Why exactly 1 big, 3 medium, and 5 small? Why those numbers?

The numbers reflect an empirical observation about what a typical workday can hold: one substantial piece of deep work, a few moderate-effort tasks, and several administrative items. The specific ratio (1-3-5) was not derived from scientific research. It was reverse-engineered from what productive days actually looked like in practice. The key is not the exact numbers but the effort-sizing constraint. Some practitioners use 1-2-3 or 2-4-6; the mechanism works as long as the categories are genuinely different in effort and the total is a hard ceiling.

What counts as a 'big thing' vs. a 'medium thing'?

The categories are relative to your work, not universal. A big thing is something that requires sustained focus and would, if completed, make the day feel meaningfully productive. A medium thing requires real attention but not most of the day. A small thing can be dispatched quickly, typically in 15 minutes or less. The practical test: if you are unsure whether something is big or medium, ask how you would feel if it were still undone at 5pm. High discomfort points toward big.

What do I do when something urgent comes up that isn't on my list?

Genuine urgencies displace existing items. They don't expand the list. If a crisis arrives that requires your attention, something already on the list gets dropped. The discipline is in deciding what to drop, not in expanding the ceiling. Many practitioners keep a 'waiting list' of items that didn't make the day's nine, which makes the displacement decision easier: you know exactly what you are deprioritizing and why.

Is the 1-3-5 Rule compatible with GTD or other systems?

Yes, and it is often most effective in that configuration. GTD handles capture and organization at the project level, ensuring nothing important gets lost. The 1-3-5 Rule handles daily execution. You consult your GTD project and next-action lists each morning to populate the day's nine items. The systems complement each other: GTD prevents important work from disappearing; the 1-3-5 Rule prevents the day from being consumed by whatever feels most urgent.

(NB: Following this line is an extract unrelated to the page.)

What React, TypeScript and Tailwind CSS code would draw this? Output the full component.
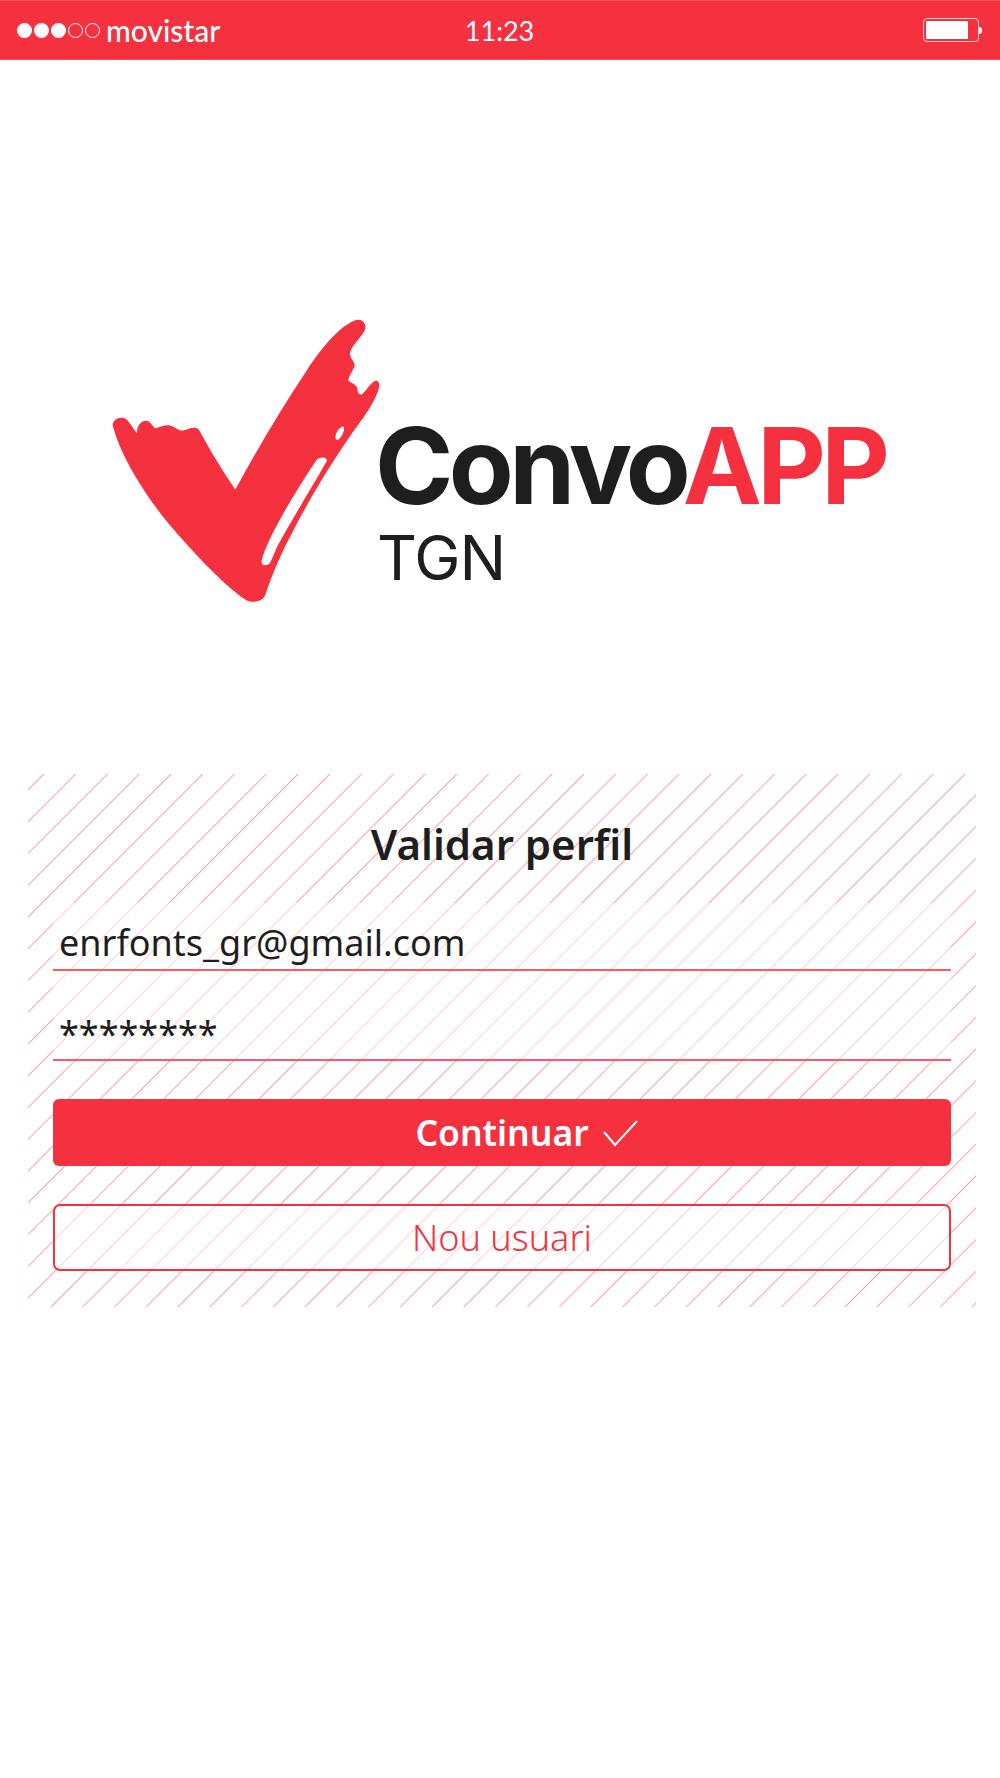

Do I need an app for this?

No. The method works best on paper. A Post-it note, a notebook, or a single index card is sufficient. The simplicity is the point. Any tool that adds friction to the planning process undermines the method's core value. Digital task managers can work, but only if they allow you to flag a hard ceiling of nine items and actually enforce it. Most do not, which means the discipline has to come from the practitioner rather than the tool.